Richard Kurland has been an entrepreneur most of his life — and he started young. He was just 14 and an avid tennis player when he opened a racket-stringing business out of his parents' Pikesville home, calling it String Along With Me.
While in college during the early 1980s, he opened a wrestling supply store on the boardwalk in Ocean City. He closed the shop, the Wrestling Ring, to continue the business as a mail-order supplier out of a warehouse, which later led to another entrepreneurial idea. Faced with employee theft in his warehouse, he looked for better ways to screen potential hires and figured other businesses could use that help too.
In 1994, Employment Background Investigations was born, which Kurland started in an extra bedroom in his house. He checked criminal records and verified employment and education for potential hires.

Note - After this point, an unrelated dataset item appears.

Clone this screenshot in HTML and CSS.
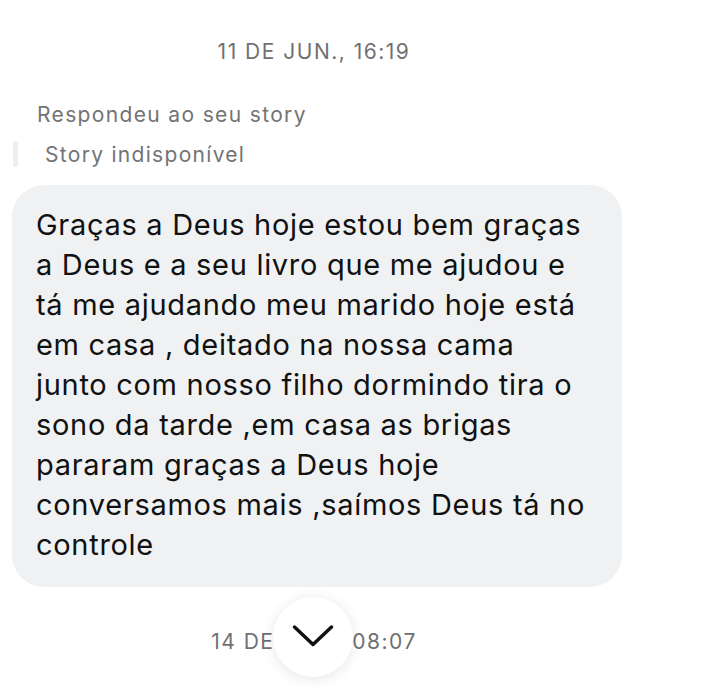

"Having the experience I had in owning my own companies and hiring people, I had a decent idea of how to do it," said Kurland, 50. "I started calling companies to say, 'Hey, do you know who you are hiring?' Nobody had a good way to do it. They certainly were not doing criminal background testing, and few did drug testing."
The Owings Mills company has since grown into one of the largest background-screening firms in the country, employing 110 people and handling screening for more than 5,000 clients in more than 200 countries. Clients include financial services firms, hospitals, manufacturers, transportation companies and others. The company expects to double its workforce in the next two years and triple it in the next five to handle increased demand. It plans a move this month to larger quarters, also in Owings Mills, to accommodate the growth.
EBI's first big client was food distributor Sysco. Other early clients included JCPenney, Circuit City and Hyatt Hotels. The company saw a surge in business after the Sept. 11, 2001, terrorist attacks. Employers also began recognizing the need to check criminal records because of an increase in negligent-hiring lawsuits stemming from violence in the workplace.
"Anyone who hires should do background screening and use that information wisely," Kurland says. "Just because somebody has a criminal record or employment doesn't wash out, doesn't mean you shouldn't hire the person."
About five years after its founding, the company added drug testing and occupational health testing such as ergonomics, corporate wellness and TB testing, and it has grown into one of the largest third-party administrators of those tests. Drug testing has become one of the company's fastest growing divisions. EBI manages clinics that offer the tests.
Advances in technology and online databases have increased the information that's out there on potential hires. But it has not necessarily made screening easier.
In a highly regulated industry, "any information you gather or pull together has to be accurate and up to date," Kurland said. "There's a ton of bad information out there."